I’ve always been fascinated by 19th century novelists because they are very cinematic. They take a panorama of a society and they have characters moving through it and they tell the story of the characters, but they also tell you something about society at the same time.
On documentaries vs. journalism on TV and US vs. UK TV
I don’t think I make documentaries. I’m going to go on about this. I’m a journalist. I’m a modern journalist. I use pictures imaginatively to argue a piece of journalism essay-making. Documentaries are for people who make achingly plangent films with no commentary about graves in Bosnia. There’s a wonderful place for those in television and in cinema but I do something else. I tell people about the world and I use my voice and I tell them what I think and I show pictures that I like.
I don’t know how it would work here, but at the BBC, I argued that, although these films are critical, you wouldn’t know quite what my politics were. And actually, I keep my politics perfectly out of this. This is a very interesting area and I think that TV in my country is beginning to adapt to this. I don’t know whether your television is; I think it’s much more timid. It’s really a simple question. Why can’t television stations have Op-Ed pages? It’s as simple as that. Why not? It’s not like it’s a polemic – I’m writing a critical piece.
I am fascinated by the structure of television, because television is episodic. You can have ten episodes or twelve, or you can have 25 episodes; you can criss and cross and make things work in a structure which, in a one-off film, you can’t necessarily do.
I just think television is a really original medium which people haven’t yet fully exploited and discovered. I mean, we were talking earlier on about how so much really good drama, from our British point of view, is being done on American television now. It’s really inventive. Some of the cutting and the structure. The structure of a series like The Wire, even 24 – whatever you think about the ludicrousness of the plot, it uses many of the avant-garde techniques of the filmmakers of the 60s.

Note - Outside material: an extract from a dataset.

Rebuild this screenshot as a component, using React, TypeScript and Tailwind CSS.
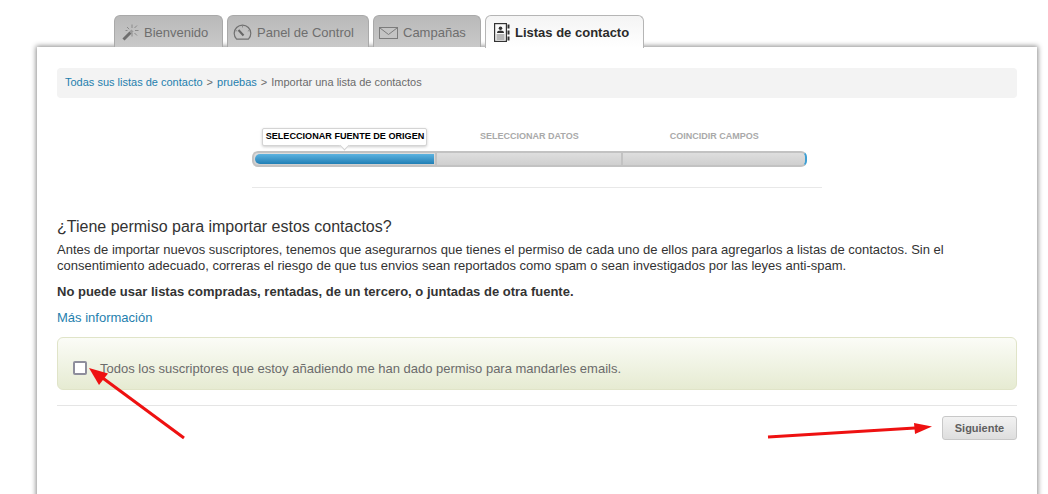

On the insufficiency of “big idea” journalism on TV:
Marlow: Do you ever feel that it’s not actually the politics that American stations disagree with, but the fact that you actually tackle big ideas, and we’re not well-known for dealing with big ideas?
Curtis: I think there is a fear of doing ideas on television. And to be honest, if you look at the mind of a television executive, it is quite well-founded. I know the archives at the BBC. Programs about ideas are so boring because what you tend to have is, you have a well-known personality. They do lots of shots of them striding around usually different parts of the world and then they do illustrative bits in between and they’re really dull. What I do is find stories that I then use to illustrate the ideas.
The scary part – bemoaning absences of elitist confidence. Doesn’t that advocate dogmatism? Isn’t that a prerequisite for fascism? What does he think of Obama I wonder?
Many of the people who make television programs have run out of ideas. They haven’t got anything more to say. So what they do is they entertain the masses by making reality TV. It’s as much their fault as it is the fault of the masses. They’ve run out of confidence. They haven’t got the faintest idea of what to do. They don’t know what’s right or what’s wrong any longer. It’s partly what my programs are all about; it’s the failure of the elite to really have confidence any longer. That’s true in television as it is in politics and journalism.
And he makes no bones about being part of that elite:
Marlow: And you use yourself as a benchmark?
Curtis: I think I’m quite normal. I think what I would like, other people would like. People like stories, it’s just a given fact. However much some filmmakers try to get away from it, storytelling, even in it’s most dislocated form, is what drives movies.
[discussing works that intertwine initially disparate storylines, and social commentary] Personally, I think that people like me are pushing television towards what great novels were like in the 19th century.
He puts across a narcissism in this interview that I’ve rarely encountered before, though thankfully it’s a lot less apparent in his work. What’s more, his talent, points of view and the stories he tells are so unique that he gets away with it – proving his point, in a way.